Katie's Content Literacy Blog

04/04/2010

A Toddler Learns to Relate to Adults

Filed under: Uncategorized — clarkie14 @ 9:11 PM

Since most of my life is about school, it’s hard to find literacy events outside the classroom.  Fortunately, I witnessed a literacy event when I was home with my family in Philadelphia.  I have a two-year-old niece (almost three) named Alice and she is the only person under 18 in my family.  When we are together, there is no one her age to interact with and she fights her way into the “adult conversations.”  In one specific event, she was the center of the conversation.  She had just received a present with a rather large chocolate-coconut easter egg.  She mentioned to my father, her grandfather, that she would be sharing this with her daddy when she got home.  Her father was not with us all weekend because he had to work, but she was aware of his presence in her life.  It was an act of kindness and thoughtfulness that I did not expect at all from her and pondered how she developed such kindness.  I felt that it was a result of her nurturing parents and extended family and lessons she often receives from her parents on a daily basis.

Through her short time on earth, Alice has of  the importance of sharing because of the constant reminders she receives on a daily basis.  Now that she’s a toddler, she is constantly learning how to speak like a big girl, being rewarded with verbal praise when she does and asked how to speak like one when she gets very demanding.  The goal of these lessons is to help her progress developmentally and to instill a sense of courtesy and respect for others.  In this situation, there is not only a parent-child relationship but also a teacher-student one, where the student is Alice and the teachers are her parents.  Occasionally, however, someone else may step in and serve as the teacher.  The lessons are ad-hoc and occur anywhere and at any time.  Because of the routine her parents provide Alice, the lessons often occur when getting ready for the day, at meal times, or in the car.  There are no specific, tangible artifacts that reappear in each lesson.

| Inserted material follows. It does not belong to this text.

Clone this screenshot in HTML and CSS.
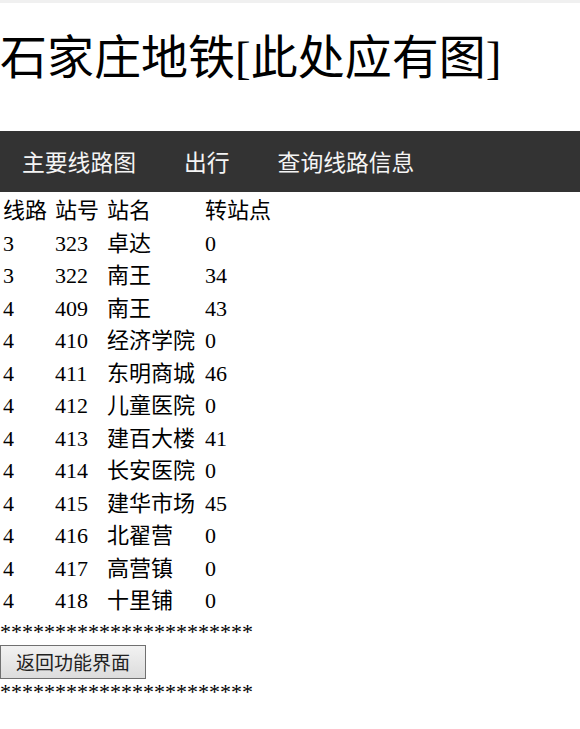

The artifacts of each lesson, whether it’s food, a toy, or a person, are specific to the situation.  The intangible artifacts are the values and morals learned from previous lessons.  The learning activity is usually a conversation, based on the rules set up by her parents she still struggles to learn as she balances her self-centered instinct to survive she’s had since she was board and her need to relate to and share with others.  In each conversation, Alice must apply prior knowledge that she has learned through these conversations that have occurred since she started to speak.  Everyone who has an active role in Alice’s life values these lessons because of how it helps her to grow into a person and because it reduces conflict and stress at dinner time!